Fragile de Jaume Balagueró - 2005
Un p'tit tour du côté du film d'horreur espagnol, ma foi, pourquoi pas ? D'autant que celui-ci est d'assez bonne tenue. Sans hurler au génie, je remarque quand même que, malgré des effets archi-vus et revus ailleurs, et malgré des références un peu sclérosantes, Balaguero est arrivé à foutre les jetons à l'auteur (certes fragilisé par la fatigue) de cet article.
Pourtant, rien ne laisse présager un succès. Dès les premiers plans, on sent planer la présence de Shining, définitivement la plus grande référence du cinéma d'horreur : même plan en plongée sur la voiture qui file sur la route (j'ai vu ce plan reproduit dans 48347 films), quasi-même personnage de black qui accueille la future victime (et qui porte la même doudoune ou presque), mêmes couloirs inquiétants, mêmes ascenseurs défaillants... On se dit que le père Jaume met la barre un peu haut. Ensuite, les références s'accumulent : Dark Water pour ces histoires d'enfants-fantômes, Scream pour cet amusement avec les conventions de mises en scène (attention ! le miroir qui s'ouvre et se referme va dévoiler bientôt une horreur), The Kingdom pour l'étrangeté des couloirs d'hôpital, The Thing pour les formes bizarres sous les draps... Que des bonnes références, me direz-vous... certes. On assiste donc à une suite d'effets rebattus, et l'amateur de ce genre de films que je suis les voit venir à 3 kilomètres. On a droit à tous les vieux trucs (portes qui grincent, ombres qui passent, crétins qui y passent aussi, petite fille inquiétante, femme seule et névrosée, grenier désaffecté, photo-de-1959-qui-dévoile-le-secret-inavouable, etc.).

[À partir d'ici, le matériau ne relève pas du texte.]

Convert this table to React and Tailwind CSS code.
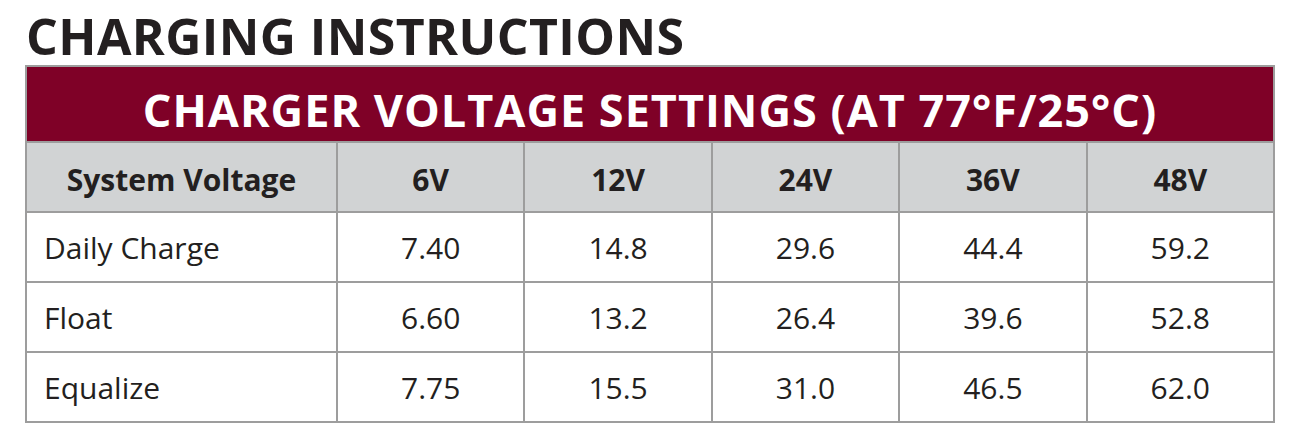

Et pourtant, ça marche. Peut-être parce que Balaguero est (déjà) un vieux briscard, qu'il sait qu'on ne nous la fait pas, et qu'il utilise ces conventions pour les retourner assez habilement. Non, le fantôme n'apparaîtra pas pile poil sur la stridence de violon ; non, le monstre ne surgira pas dans le reflet du miroir ; non, la chute du film ne préparera pas un Fragile II... Tranquillement, la mise en scène utilise ses effets en léger décalé par rapport à nos références habituelles (pas toujours, hein, parfois ça tombe dans la facilité), ce qui crée une inquiétude lancinante. D'autant que le gars n'est pas avare en scènes flippantes : peu de séquences sont purement informatives, on sent Balaguero avide de nous foutre les chocottes. De plus, et c'est assez rare pour le constater, il ne met pas de côté les autres aspects de son film, notamment la direction d'acteurs : non pas tant les rôles principaux, assez fadasses, mais les enfants, qui sont absolument bien dirigés. La première scène, où un chtiot bambin se fait ballotement casser les deux fémurs par le méchant fantôme, est assez impressionnante grâce à la très bonne interprétation dudit môme.
On est très loin de l'originalité d'un Nakata, mais Fragile est un joli essai. Reste à Balaguero à se débarrasser de ses maîtres, et à trouver sa vraie voie. A suivre.